#### [What you are asked to do]
Your task is to print all of the data word for word.

### Collected material

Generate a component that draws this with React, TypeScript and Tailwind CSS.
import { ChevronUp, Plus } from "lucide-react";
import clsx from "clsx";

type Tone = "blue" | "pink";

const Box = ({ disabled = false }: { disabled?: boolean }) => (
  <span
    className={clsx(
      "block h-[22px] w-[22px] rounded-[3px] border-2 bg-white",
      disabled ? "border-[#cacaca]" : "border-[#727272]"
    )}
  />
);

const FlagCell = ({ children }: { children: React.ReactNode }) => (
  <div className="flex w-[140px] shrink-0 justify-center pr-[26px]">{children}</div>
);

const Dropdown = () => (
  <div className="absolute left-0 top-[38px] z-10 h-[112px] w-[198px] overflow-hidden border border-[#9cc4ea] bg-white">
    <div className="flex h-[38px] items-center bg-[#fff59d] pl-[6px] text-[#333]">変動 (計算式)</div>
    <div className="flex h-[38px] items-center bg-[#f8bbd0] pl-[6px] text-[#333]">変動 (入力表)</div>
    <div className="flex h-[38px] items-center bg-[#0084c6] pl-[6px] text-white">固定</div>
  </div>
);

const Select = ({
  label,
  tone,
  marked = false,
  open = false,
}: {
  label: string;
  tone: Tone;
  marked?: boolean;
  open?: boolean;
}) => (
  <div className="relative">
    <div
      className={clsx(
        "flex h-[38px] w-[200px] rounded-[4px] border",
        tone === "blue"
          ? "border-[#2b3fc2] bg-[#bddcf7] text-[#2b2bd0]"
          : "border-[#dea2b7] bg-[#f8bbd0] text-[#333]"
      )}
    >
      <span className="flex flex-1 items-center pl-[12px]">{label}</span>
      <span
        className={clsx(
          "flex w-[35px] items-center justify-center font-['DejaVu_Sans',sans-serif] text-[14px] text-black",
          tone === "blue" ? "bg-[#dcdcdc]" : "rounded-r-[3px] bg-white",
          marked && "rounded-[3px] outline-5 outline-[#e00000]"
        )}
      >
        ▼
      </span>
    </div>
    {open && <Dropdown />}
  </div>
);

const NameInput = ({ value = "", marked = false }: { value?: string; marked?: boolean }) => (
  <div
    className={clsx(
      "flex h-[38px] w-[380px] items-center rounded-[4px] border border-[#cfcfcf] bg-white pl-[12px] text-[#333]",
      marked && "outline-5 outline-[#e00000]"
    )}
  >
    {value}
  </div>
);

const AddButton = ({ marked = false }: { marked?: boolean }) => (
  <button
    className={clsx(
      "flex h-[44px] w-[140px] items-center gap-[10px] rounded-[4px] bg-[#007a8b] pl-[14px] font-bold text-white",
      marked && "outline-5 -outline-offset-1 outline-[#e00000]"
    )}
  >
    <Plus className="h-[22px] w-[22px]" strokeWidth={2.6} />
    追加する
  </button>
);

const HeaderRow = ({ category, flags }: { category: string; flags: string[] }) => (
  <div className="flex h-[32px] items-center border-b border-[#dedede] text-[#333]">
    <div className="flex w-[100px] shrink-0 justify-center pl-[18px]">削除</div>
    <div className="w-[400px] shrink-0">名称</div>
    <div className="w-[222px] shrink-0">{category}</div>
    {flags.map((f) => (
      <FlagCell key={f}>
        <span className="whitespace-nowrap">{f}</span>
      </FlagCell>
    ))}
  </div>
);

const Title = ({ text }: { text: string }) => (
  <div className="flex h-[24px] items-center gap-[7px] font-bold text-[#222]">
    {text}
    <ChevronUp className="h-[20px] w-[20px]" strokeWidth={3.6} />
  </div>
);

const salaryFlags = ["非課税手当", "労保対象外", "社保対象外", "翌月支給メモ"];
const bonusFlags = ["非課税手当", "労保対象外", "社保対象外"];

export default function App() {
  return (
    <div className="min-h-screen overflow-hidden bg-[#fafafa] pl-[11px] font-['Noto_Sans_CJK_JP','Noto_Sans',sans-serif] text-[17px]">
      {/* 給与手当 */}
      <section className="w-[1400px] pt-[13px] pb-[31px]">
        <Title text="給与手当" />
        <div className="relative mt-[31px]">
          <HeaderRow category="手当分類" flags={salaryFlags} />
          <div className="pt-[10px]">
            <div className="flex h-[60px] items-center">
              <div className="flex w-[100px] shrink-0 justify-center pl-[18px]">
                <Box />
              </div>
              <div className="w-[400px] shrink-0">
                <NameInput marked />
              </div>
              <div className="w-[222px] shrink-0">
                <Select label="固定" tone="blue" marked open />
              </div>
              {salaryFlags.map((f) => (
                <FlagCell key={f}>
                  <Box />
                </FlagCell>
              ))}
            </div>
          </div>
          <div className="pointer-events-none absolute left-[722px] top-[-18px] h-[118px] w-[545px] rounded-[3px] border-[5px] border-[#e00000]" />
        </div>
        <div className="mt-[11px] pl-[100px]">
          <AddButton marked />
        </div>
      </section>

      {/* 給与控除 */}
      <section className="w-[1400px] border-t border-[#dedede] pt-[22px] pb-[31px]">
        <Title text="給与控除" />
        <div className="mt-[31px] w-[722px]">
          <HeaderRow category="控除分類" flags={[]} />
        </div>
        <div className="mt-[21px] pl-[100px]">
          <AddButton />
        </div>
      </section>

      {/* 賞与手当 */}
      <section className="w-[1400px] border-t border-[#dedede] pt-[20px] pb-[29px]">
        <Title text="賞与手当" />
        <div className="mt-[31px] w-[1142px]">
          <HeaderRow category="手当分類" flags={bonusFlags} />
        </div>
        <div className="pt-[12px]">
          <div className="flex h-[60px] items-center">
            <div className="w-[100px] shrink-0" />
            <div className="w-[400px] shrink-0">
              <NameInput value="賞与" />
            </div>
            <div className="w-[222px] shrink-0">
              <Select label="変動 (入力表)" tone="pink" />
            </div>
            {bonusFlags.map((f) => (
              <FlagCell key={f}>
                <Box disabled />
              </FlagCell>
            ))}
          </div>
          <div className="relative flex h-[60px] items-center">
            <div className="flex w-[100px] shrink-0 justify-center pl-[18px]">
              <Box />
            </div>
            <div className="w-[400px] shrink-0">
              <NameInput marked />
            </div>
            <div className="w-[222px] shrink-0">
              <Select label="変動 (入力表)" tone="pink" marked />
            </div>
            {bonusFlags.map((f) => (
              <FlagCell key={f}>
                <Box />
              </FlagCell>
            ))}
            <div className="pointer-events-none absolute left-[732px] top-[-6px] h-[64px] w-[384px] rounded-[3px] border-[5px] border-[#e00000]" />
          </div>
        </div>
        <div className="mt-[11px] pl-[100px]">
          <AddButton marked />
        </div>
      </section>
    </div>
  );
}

######

#### [Response below]
Generate a component that draws this with React, TypeScript and Tailwind CSS.
import { ChevronUp, Plus } from "lucide-react";
import clsx from "clsx";

type Tone = "blue" | "pink";

const Box = ({ disabled = false }: { disabled?: boolean }) => (
  <span
    className={clsx(
      "block h-[22px] w-[22px] rounded-[3px] border-2 bg-white",
      disabled ? "border-[#cacaca]" : "border-[#727272]"
    )}
  />
);

const FlagCell = ({ children }: { children: React.ReactNode }) => (
  <div className="flex w-[140px] shrink-0 justify-center pr-[26px]">{children}</div>
);

const Dropdown = () => (
  <div className="absolute left-0 top-[38px] z-10 h-[112px] w-[198px] overflow-hidden border border-[#9cc4ea] bg-white">
    <div className="flex h-[38px] items-center bg-[#fff59d] pl-[6px] text-[#333]">変動 (計算式)</div>
    <div className="flex h-[38px] items-center bg-[#f8bbd0] pl-[6px] text-[#333]">変動 (入力表)</div>
    <div className="flex h-[38px] items-center bg-[#0084c6] pl-[6px] text-white">固定</div>
  </div>
);

const Select = ({
  label,
  tone,
  marked = false,
  open = false,
}: {
  label: string;
  tone: Tone;
  marked?: boolean;
  open?: boolean;
}) => (
  <div className="relative">
    <div
      className={clsx(
        "flex h-[38px] w-[200px] rounded-[4px] border",
        tone === "blue"
          ? "border-[#2b3fc2] bg-[#bddcf7] text-[#2b2bd0]"
          : "border-[#dea2b7] bg-[#f8bbd0] text-[#333]"
      )}
    >
      <span className="flex flex-1 items-center pl-[12px]">{label}</span>
      <span
        className={clsx(
          "flex w-[35px] items-center justify-center font-['DejaVu_Sans',sans-serif] text-[14px] text-black",
          tone === "blue" ? "bg-[#dcdcdc]" : "rounded-r-[3px] bg-white",
          marked && "rounded-[3px] outline-5 outline-[#e00000]"
        )}
      >
        ▼
      </span>
    </div>
    {open && <Dropdown />}
  </div>
);

const NameInput = ({ value = "", marked = false }: { value?: string; marked?: boolean }) => (
  <div
    className={clsx(
      "flex h-[38px] w-[380px] items-center rounded-[4px] border border-[#cfcfcf] bg-white pl-[12px] text-[#333]",
      marked && "outline-5 outline-[#e00000]"
    )}
  >
    {value}
  </div>
);

const AddButton = ({ marked = false }: { marked?: boolean }) => (
  <button
    className={clsx(
      "flex h-[44px] w-[140px] items-center gap-[10px] rounded-[4px] bg-[#007a8b] pl-[14px] font-bold text-white",
      marked && "outline-5 -outline-offset-1 outline-[#e00000]"
    )}
  >
    <Plus className="h-[22px] w-[22px]" strokeWidth={2.6} />
    追加する
  </button>
);

const HeaderRow = ({ category, flags }: { category: string; flags: string[] }) => (
  <div className="flex h-[32px] items-center border-b border-[#dedede] text-[#333]">
    <div className="flex w-[100px] shrink-0 justify-center pl-[18px]">削除</div>
    <div className="w-[400px] shrink-0">名称</div>
    <div className="w-[222px] shrink-0">{category}</div>
    {flags.map((f) => (
      <FlagCell key={f}>
        <span className="whitespace-nowrap">{f}</span>
      </FlagCell>
    ))}
  </div>
);

const Title = ({ text }: { text: string }) => (
  <div className="flex h-[24px] items-center gap-[7px] font-bold text-[#222]">
    {text}
    <ChevronUp className="h-[20px] w-[20px]" strokeWidth={3.6} />
  </div>
);

const salaryFlags = ["非課税手当", "労保対象外", "社保対象外", "翌月支給メモ"];
const bonusFlags = ["非課税手当", "労保対象外", "社保対象外"];

export default function App() {
  return (
    <div className="min-h-screen overflow-hidden bg-[#fafafa] pl-[11px] font-['Noto_Sans_CJK_JP','Noto_Sans',sans-serif] text-[17px]">
      {/* 給与手当 */}
      <section className="w-[1400px] pt-[13px] pb-[31px]">
        <Title text="給与手当" />
        <div className="relative mt-[31px]">
          <HeaderRow category="手当分類" flags={salaryFlags} />
          <div className="pt-[10px]">
            <div className="flex h-[60px] items-center">
              <div className="flex w-[100px] shrink-0 justify-center pl-[18px]">
                <Box />
              </div>
              <div className="w-[400px] shrink-0">
                <NameInput marked />
              </div>
              <div className="w-[222px] shrink-0">
                <Select label="固定" tone="blue" marked open />
              </div>
              {salaryFlags.map((f) => (
                <FlagCell key={f}>
                  <Box />
                </FlagCell>
              ))}
            </div>
          </div>
          <div className="pointer-events-none absolute left-[722px] top-[-18px] h-[118px] w-[545px] rounded-[3px] border-[5px] border-[#e00000]" />
        </div>
        <div className="mt-[11px] pl-[100px]">
          <AddButton marked />
        </div>
      </section>

      {/* 給与控除 */}
      <section className="w-[1400px] border-t border-[#dedede] pt-[22px] pb-[31px]">
        <Title text="給与控除" />
        <div className="mt-[31px] w-[722px]">
          <HeaderRow category="控除分類" flags={[]} />
        </div>
        <div className="mt-[21px] pl-[100px]">
          <AddButton />
        </div>
      </section>

      {/* 賞与手当 */}
      <section className="w-[1400px] border-t border-[#dedede] pt-[20px] pb-[29px]">
        <Title text="賞与手当" />
        <div className="mt-[31px] w-[1142px]">
          <HeaderRow category="手当分類" flags={bonusFlags} />
        </div>
        <div className="pt-[12px]">
          <div className="flex h-[60px] items-center">
            <div className="w-[100px] shrink-0" />
            <div className="w-[400px] shrink-0">
              <NameInput value="賞与" />
            </div>
            <div className="w-[222px] shrink-0">
              <Select label="変動 (入力表)" tone="pink" />
            </div>
            {bonusFlags.map((f) => (
              <FlagCell key={f}>
                <Box disabled />
              </FlagCell>
            ))}
          </div>
          <div className="relative flex h-[60px] items-center">
            <div className="flex w-[100px] shrink-0 justify-center pl-[18px]">
              <Box />
            </div>
            <div className="w-[400px] shrink-0">
              <NameInput marked />
            </div>
            <div className="w-[222px] shrink-0">
              <Select label="変動 (入力表)" tone="pink" marked />
            </div>
            {bonusFlags.map((f) => (
              <FlagCell key={f}>
                <Box />
              </FlagCell>
            ))}
            <div className="pointer-events-none absolute left-[732px] top-[-6px] h-[64px] w-[384px] rounded-[3px] border-[5px] border-[#e00000]" />
          </div>
        </div>
        <div className="mt-[11px] pl-[100px]">
          <AddButton marked />
        </div>
      </section>
    </div>
  );
}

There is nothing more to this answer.